September 1, 2011

Daily Californian | McGuire on Media
Mihir Zaveri discloses in the first graf that he wrote his essay on the state of journalism after drinking three bottles of BridgePort Kingpin Double Red Ale. (“For some reason my journalistic passion rears itself much more coherently after some level of inebriation,” the UC-Berkeley student tells me in an email.) His point is that it’s not the fault of Craigslist or the blogosphere that newspaper journalism has been turned upside down.

All of that stuff is on us, the journalists. It’s our fault. Our job was to report the news, and we did that. But we got complacent, and we stopped evolving, and soon the concept of a news article became far removed from what you, as a person, valued.

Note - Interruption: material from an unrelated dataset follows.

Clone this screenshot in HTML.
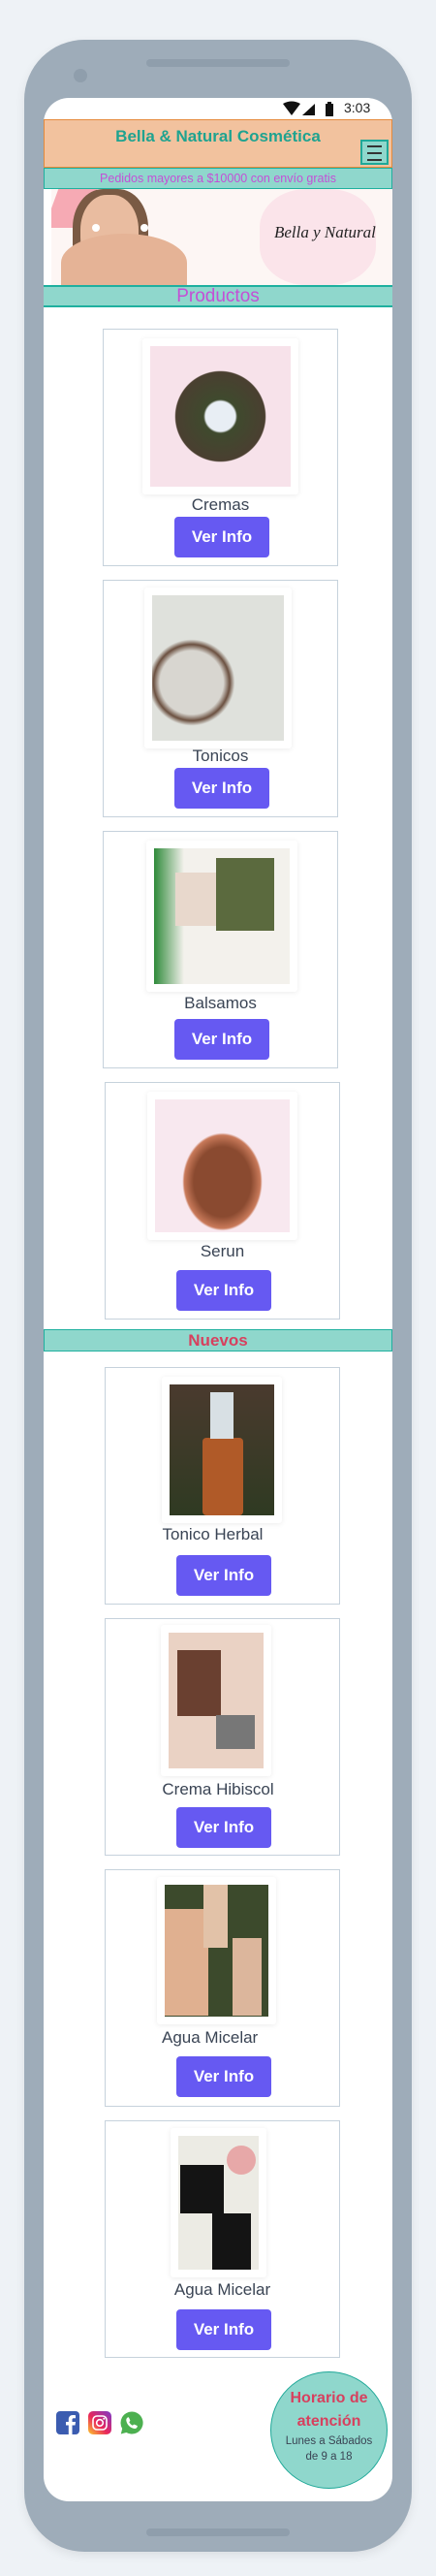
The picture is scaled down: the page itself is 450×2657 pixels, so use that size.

Now we find ourselves in an awkward position where an indispensable component of democracy is slipping away, and we’re scrambling.

“We, as journalists, need to be in your face all the time,” the UC-Berkeley student tells his readers. Newspapers need to be transparent — “You need to know who the editors are, where they come from and what they value” — and their journalists need to be out in the community. “We need to hold public meetings where you can come and talk to us about what we do and tell us what you like and what you don’t so that we can be better. We need to better serve you.”

At last weekend’s Society of Features Editors convention, veteran editor and educator Tim McGuire shared his thoughts on what newspapers are up against in the digital era:

I am afraid I am operating under the impression that Google, Groupon, Apple, Facebook and Twitter, new media startups and scores of garage entrepreneurs are out innovating newspapers on a daily basis. I am afraid I find little newspaper innovation breath-taking. I guess I am convinced that risk-takers without the mindset boundaries of newspapering are legitimate threats to newspaper survival.

If you believe I have a point I hope you’ll consider that if journalism is to be saved by newspaper practitioners, the hand cuffs must come off. We can’t think like newspaper people anymore.

We have to have the open minds of entrepreneurs. We have to have the innovative imaginations of liberated explorers. We have to embrace risk like bungee jumpers. We have to listen to young people as if they are our saviors, because they probably are.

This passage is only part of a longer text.